Saturday, September 5, 2015

“Even the Dogs…..” James 2:1-10,14-17 Mark 7:24-37 preached at Keswick-Ravenshoe Pastoral Charge September 6, 2015



This week our world was rocked by a heartbreaking image of a three-year old boy washed ashore on the beach in Turkey – a small boy still completely recognisable, in his red t-shirt and brown shoes.  Isn’t it something that one image like this can galvanise nations into action, even though the refugee crisis has been building and building for several years. I remember another photograph which galvanised, and which in my mind began the trek to the end of the war – a child of 9 named Pham Thi Kim Phuc, running down a road burning from napalm, screaming in agony. There were far more horrific photos taken, but that was the one which finally permeated the consciousness of the west to the horrors of what ordinary people in Viet Nam lived with. There have been many comments n Facebook about how awful it is to publish such a photo – “we don’t need to see this” commented some “we know it is awful”. “I couldn’t look” commented others. And then there were a few like me who said “Yes, you really DO need to see this, you DO need to look. It is too easy for us to remain cocooned, and not recognise the desperation of daily life which the men, women and children of such countries live with. We DON’T know what it is like, unless we ourselves have seen it.”

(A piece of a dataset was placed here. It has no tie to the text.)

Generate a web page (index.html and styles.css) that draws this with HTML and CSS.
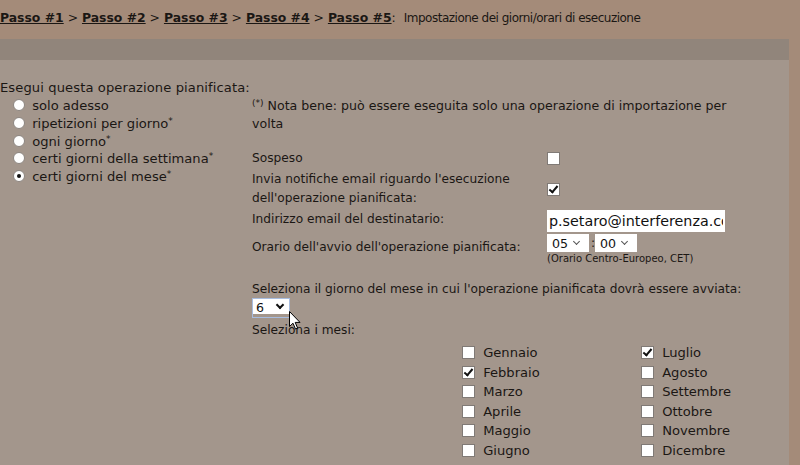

My Professor of Homiletics (preaching) in seminary insisted that preachers always had to have the text of the Scripture at hand, and whatever other reading material we could find in the other. You could, he said, find good sermon material even in the sports section. We have to do two things with our scriptures – we have to put them into their own context – and then we have to put them into our own context, and see if there are fresh insights which the text brings to today.

So today we have a text in which a woman has come a long way to ask Jesus to save her precious daughter. We don’t know if she is an immigrant, or a migrant who has come for help. We can assume – that the distance was great. All we know is that she does not share Jesus’ ethnic background nor his religion. She is ‘other’. She asks him to save her child, and Jesus replies “it would be unfair to take the food meant for the children, and throw it to the dogs
”. Now, to us this means next to nothing. We’ve grown up hearing it and it was just one of those sayings of Jesus. So here is the context – Jesus calls this woman a Gentile dog. He literally says that what he offers is only for the chosen people, no one else – and he uses a racial slur to drive home the point.

Part of the difficulty with this passage is that we have built up this picture of who we think Jesus was; we want him to be the simple, easy answer to all our problems and to all of society’s problems. When faced with the complexities of personal and institutional racism in our country and around the world, it is easier to have Jesus transcending everything, instead of looking at him right in his culture and context. Jesus was a man, and very much a person of his own culture and context – he was one of a people who believed they alone were chosen by God – and to the Jews of that time, people of other ethnicities and religions were considered unclean.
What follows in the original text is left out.